2017: My Year in Books

Looking back on the past year, I can say it was full of good reads. Besides countless scholarly titles and articles we academics have to read (or skim through, if I’m honest) throughout the year, I enjoyed two dozen or so carefully selected books. For the most part, they didn’t disappoint. For this post, I have chosen six titles, half of which truly moved or enlightened me; the remaining three, while they weren’t bad, didn’t exactly set my world alight with excitement.

The Not-So-Good Three

Let me first write about the books that I felt could’ve done a bit better. I feel bad about starting with a novel by one of my all time favourite authors, Paul Auster’s 4 3 2 1, but when I closed this doorstopper of a book the feeling I remember having was that of relief – rather than excitement or sadness – at having finished it. This is not to say the book is very bad or boring ; to the contrary, even in a 800+ page book, Auster, in his usual masterful manner, manages to excite and entice the reader. Without spoiling the book too much, I’d describe it as a 4-in-1 novel – it consists of four versions of one young New Yorker’s life that are strung together in an arbitrary and hence somewhat confusing way. Confusing, that is, until you realize Auster’s idea – until I did so I genuinely considered colour-coding chapters. However, in my view the book fails to take advantage of this brilliant idea and, as a result, the brilliance is soon lost in tedious repetitions, confusing asides, and the bits that perhaps excite Auster fanboys but left me indifferent at best.

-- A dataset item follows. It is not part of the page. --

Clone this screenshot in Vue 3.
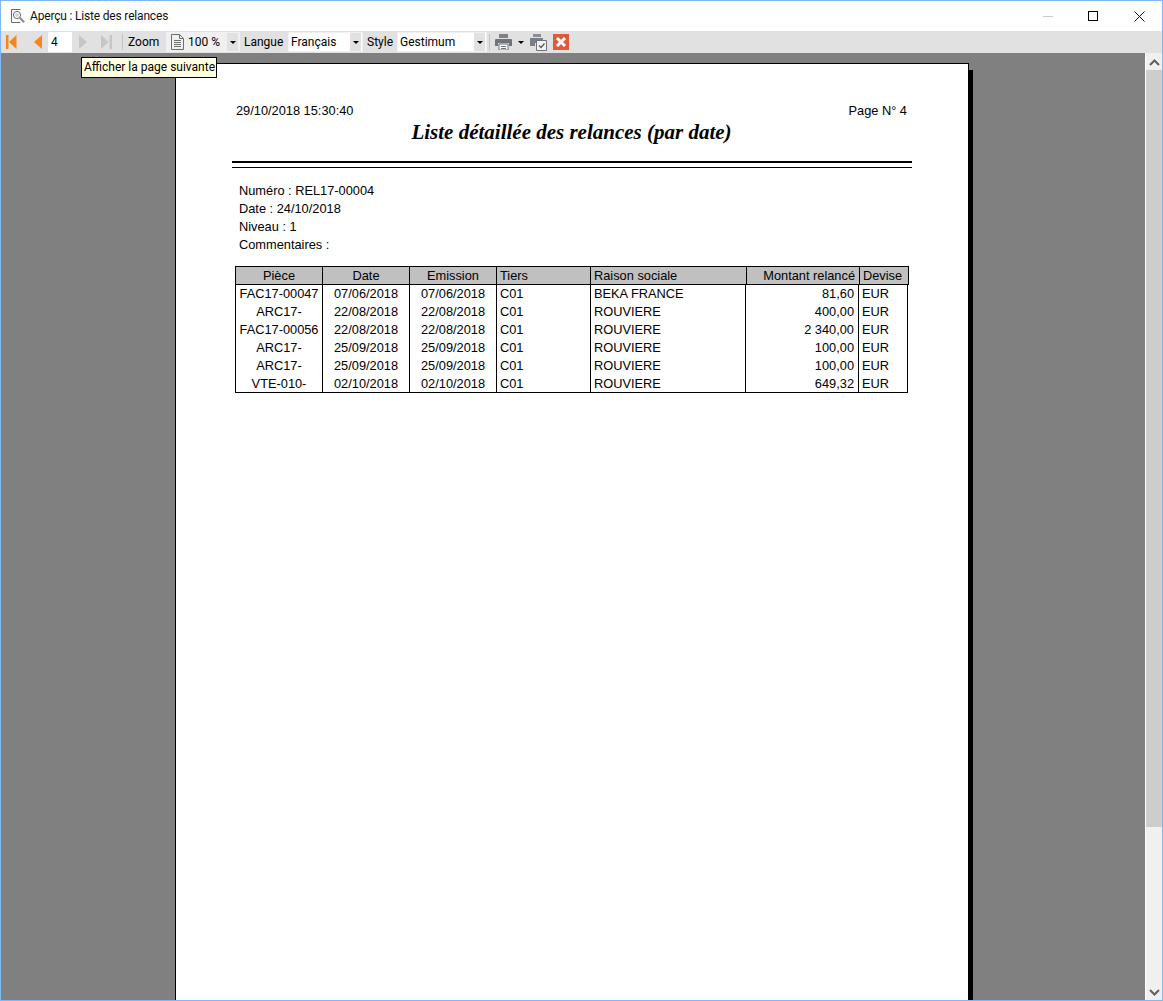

The two other books in this category, to my shame, are also by titans of world literature. Cormac McCarthy’s Child of God is by no means a bad book, but judged against his own canon I wouldn’t rank it very high. I read it mostly on trains and hotel rooms in the travel-filled spring of 2017. Don’t get me wrong – in my view McCarthy is the greatest Anglophone novelist alive, without exaggeration, and perhaps my most favourite writer of all time – but this short book was perhaps the weirdest of his works I’ve encountered. Endo Shusaku’s Silence was brought back from obscurity by Martin Scorsese’s 2016 screen adaptation, and perhaps for this reason, while I’d read (and enjoyed) Endo’s macabre Sea and Poison, I’d been wilfully ignoring Silence for some time. I did enjoy parts of the book, especially the way Endo accounts for the gradual transition in the protagonist’s mind, the crumbling of his worldview. However, perhaps because I read it in translation, I found the book much less exciting than I’d imagined – and expected – it to be.

The Good Three

I bought David Goodhart’s The Road to Somewhere as part of a “buy-one-get-one-half-price” deal, not because I was dying to read it but because I felt it would help me make better sense of the mess in which Britain currently finds itself. And the book did help understand a lot, although it managed to infuriate me in equal measure. If I am pedantic, I would say Goodhart’s division of Britain into two groups – “anywheres” and “somewheres” – is overly simplistic, and he concedes as much. And it is a bit too appeasing in relation to the closed, xenophobic worldviews for my liking.  But it helps understand some of the main issues that divide this country, and highlights the mistakes that led to Brexit and other upheavals. I disagree with many of his solutions, but this is an important book.

W. G. Sebald’s Rings of Saturn is a wonder of a book. It consists of melancholic accounts of the author’s travels – mainly walks – across Suffolk County, but the journey he takes you along is hardly limited to East Anglia. “Mental travel” is the phrase often used to describe his work, and I think it is very accurate, although it, too, fails to do justice to the depth and breadth of Sebald’s bleak yet beautiful world. As someone who has an office in the building where Sebald worked for three decades and was moved greatly by his masterpiece, Austerlitz, I was enchanted by Rings of Saturn, and I would recommend it to anyone, and everyone.

Finally, I can safely say I enjoyed John le Carré’s The Pigeon Tunnel more than any other book I read in the past year. The book is so well-written that I would’ve finished it even if it weren’t packed with delightful vignettes, encounters and memories that the author has accumulated throughout his long life. But the book is such an enjoyable concoction of first-hand anecdotes retold with self-deprecation and wit that you will hardly be able to put it down. The book reminded me that I had only read, before it, one title by le Carré – The Constant Gardener – and that I should probably pick up more of his books this year.